Auchincloss also said that the U.S. and its partners can’t afford to declare that “nobody who ever took a paycheck broadly from Hamas can ever work” in the transitional authority, as long as those individuals didn’t engage in terrorist activities.
He said that ruling out such individuals would risk repeating the mistakes of de-Ba’athification in Iraq, which he said ultimately “undermined the operation.”
Looking toward the incoming Trump administration, Auchincloss, a military veteran, said he was particularly concerned by the selection of former Hawaii Rep. Tulsi Gabbard as director of national intelligence.
He called Gabbard an “apologist for [Syrian President] Bashar Al Assad” and said it’s “deeply concerning” that she could be in charge of U.S. intelligence and the intelligence that makes it to President-elect Donald Trump.
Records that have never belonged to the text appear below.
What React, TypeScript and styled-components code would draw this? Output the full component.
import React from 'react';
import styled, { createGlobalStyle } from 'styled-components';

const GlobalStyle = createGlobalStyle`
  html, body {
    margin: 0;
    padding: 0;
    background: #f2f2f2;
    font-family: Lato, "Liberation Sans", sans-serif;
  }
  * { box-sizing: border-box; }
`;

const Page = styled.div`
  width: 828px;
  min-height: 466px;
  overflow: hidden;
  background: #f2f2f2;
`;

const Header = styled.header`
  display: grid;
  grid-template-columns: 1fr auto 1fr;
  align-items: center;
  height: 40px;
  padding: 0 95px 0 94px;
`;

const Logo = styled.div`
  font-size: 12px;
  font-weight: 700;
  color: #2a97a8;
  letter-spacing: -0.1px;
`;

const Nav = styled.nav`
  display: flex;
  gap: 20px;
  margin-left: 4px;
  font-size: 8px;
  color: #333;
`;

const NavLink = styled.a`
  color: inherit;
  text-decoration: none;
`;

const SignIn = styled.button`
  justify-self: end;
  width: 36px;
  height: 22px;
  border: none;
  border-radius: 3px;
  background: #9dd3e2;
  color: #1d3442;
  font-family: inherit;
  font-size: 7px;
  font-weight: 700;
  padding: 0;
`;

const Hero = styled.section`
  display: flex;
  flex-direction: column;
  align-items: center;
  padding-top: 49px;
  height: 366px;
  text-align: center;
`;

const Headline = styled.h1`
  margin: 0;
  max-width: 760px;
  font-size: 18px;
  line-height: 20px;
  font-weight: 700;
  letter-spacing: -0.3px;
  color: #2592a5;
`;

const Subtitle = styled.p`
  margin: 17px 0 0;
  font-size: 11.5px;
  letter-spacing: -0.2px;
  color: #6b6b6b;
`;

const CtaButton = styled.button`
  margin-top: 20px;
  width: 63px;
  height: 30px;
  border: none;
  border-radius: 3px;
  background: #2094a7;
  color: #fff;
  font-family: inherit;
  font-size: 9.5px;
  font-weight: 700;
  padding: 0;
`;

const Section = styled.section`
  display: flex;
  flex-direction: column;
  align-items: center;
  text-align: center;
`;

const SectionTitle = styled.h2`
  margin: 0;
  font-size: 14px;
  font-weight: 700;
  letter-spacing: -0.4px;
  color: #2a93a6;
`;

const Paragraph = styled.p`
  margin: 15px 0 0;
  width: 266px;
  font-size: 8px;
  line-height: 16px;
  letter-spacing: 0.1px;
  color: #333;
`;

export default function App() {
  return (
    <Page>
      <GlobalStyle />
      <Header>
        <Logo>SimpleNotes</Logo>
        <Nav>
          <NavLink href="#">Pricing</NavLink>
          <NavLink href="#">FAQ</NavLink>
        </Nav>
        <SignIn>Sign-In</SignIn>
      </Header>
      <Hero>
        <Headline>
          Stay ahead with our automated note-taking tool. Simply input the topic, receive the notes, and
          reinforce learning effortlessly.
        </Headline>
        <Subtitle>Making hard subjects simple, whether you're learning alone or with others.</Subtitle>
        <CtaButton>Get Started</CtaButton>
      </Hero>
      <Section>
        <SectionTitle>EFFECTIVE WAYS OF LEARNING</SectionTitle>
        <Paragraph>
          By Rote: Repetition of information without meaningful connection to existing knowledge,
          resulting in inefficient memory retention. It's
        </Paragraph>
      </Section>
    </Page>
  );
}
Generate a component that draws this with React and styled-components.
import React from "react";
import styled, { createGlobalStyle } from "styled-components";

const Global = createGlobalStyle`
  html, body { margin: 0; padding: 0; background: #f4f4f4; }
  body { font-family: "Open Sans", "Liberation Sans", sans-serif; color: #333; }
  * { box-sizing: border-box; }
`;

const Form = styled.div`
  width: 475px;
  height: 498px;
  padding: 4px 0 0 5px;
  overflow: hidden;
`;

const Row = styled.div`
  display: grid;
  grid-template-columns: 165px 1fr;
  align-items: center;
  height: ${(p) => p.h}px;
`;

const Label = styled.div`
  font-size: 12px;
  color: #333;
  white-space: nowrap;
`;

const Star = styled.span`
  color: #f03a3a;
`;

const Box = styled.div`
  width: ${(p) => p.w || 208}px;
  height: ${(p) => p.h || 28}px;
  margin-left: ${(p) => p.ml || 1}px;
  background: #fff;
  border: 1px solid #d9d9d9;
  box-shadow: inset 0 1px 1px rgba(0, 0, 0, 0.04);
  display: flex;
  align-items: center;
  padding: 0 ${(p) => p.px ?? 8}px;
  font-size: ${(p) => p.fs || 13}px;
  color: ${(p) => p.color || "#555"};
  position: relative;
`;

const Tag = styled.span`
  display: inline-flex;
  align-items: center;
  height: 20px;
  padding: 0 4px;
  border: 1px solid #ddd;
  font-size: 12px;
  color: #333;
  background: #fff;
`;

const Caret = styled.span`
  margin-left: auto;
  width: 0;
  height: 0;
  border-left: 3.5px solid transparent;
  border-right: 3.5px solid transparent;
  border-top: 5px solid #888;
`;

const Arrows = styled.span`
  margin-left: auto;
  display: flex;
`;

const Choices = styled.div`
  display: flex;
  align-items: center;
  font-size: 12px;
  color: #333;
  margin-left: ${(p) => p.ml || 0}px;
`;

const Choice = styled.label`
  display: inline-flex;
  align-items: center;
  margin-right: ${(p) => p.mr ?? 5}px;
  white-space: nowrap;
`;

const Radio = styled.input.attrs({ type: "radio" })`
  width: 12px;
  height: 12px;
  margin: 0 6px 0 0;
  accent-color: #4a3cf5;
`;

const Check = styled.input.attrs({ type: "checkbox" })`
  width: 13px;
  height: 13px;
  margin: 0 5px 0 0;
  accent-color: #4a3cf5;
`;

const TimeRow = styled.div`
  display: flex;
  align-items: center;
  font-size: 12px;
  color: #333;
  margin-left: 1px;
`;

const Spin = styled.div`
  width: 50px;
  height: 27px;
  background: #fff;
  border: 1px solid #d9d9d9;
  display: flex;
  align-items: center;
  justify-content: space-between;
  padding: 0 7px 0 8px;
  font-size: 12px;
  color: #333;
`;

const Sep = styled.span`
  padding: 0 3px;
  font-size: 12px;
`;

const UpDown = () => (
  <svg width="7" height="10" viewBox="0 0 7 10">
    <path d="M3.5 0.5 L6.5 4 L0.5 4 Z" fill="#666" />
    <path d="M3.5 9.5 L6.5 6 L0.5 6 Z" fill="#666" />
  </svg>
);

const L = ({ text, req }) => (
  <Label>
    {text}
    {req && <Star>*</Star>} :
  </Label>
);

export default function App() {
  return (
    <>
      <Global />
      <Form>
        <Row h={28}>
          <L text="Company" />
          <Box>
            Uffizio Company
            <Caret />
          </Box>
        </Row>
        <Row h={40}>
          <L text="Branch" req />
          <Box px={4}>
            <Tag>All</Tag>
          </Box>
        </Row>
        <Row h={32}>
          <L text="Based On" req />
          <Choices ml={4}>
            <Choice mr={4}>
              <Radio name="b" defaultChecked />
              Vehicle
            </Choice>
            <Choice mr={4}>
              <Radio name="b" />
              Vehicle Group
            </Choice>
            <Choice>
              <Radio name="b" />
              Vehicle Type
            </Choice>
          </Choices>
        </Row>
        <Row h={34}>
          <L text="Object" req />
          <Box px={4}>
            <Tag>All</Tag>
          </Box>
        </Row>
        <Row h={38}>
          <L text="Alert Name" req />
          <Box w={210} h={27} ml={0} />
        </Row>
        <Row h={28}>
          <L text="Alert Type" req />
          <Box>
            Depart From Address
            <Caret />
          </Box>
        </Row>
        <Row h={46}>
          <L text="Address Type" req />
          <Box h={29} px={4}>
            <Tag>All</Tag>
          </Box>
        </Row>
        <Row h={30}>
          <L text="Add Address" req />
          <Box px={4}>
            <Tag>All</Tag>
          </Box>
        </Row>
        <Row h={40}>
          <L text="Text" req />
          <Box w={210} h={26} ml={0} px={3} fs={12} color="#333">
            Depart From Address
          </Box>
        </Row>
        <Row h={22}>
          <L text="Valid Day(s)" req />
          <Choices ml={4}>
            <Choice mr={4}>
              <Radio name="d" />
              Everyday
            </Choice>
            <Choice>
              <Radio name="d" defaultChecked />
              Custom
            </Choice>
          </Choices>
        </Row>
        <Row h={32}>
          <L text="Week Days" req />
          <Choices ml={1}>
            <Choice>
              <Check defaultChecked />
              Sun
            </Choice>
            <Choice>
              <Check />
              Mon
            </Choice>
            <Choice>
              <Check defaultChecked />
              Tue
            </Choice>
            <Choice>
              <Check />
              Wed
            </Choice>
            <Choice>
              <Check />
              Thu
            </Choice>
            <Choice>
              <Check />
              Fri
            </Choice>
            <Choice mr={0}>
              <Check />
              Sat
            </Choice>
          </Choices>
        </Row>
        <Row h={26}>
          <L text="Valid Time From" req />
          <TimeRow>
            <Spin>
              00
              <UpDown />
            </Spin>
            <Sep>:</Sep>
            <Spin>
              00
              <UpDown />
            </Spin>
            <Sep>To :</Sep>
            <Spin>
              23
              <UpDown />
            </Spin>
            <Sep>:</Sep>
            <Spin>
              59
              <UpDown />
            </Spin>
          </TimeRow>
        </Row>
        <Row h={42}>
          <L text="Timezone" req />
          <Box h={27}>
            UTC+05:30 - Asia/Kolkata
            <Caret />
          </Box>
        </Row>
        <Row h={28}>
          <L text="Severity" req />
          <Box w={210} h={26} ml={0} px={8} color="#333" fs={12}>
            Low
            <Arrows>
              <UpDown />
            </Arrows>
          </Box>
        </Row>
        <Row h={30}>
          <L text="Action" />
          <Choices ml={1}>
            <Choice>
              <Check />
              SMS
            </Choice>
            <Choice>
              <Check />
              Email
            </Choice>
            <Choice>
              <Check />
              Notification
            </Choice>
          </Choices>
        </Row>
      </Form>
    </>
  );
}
“She has a clear set of presumptions and biases that are contrary to American interests,” Auchincloss said. “So it’s dangerous, and I think if the Senate confirms her, or they confirm Matt Gaetz [for attorney general], it’s going to be their first Article I failure of the second Trump administration,” he continued, referring to the Senate’s advise and consent role in confirming Cabinet picks.
He described Fox News host Pete Hegseth, Trump’s nominee to be secretary of defense, as a “yes man” whose selection “makes clear that the White House will be running the Department of Defense.” He said it will be critical for Congress to focus on “preventing the politicization of the General Staff.”
Auchincloss said he disagreed on policy issues like Ukraine with some of the more conventional nominees such as Sen. Marco Rubio (R-FL) as secretary of state and Rep. Mike Waltz (R-FL) as national security advisor, “but they’re qualified for the roles that they’re in, and I think in general, they can be expected to act credibly on the world stage.”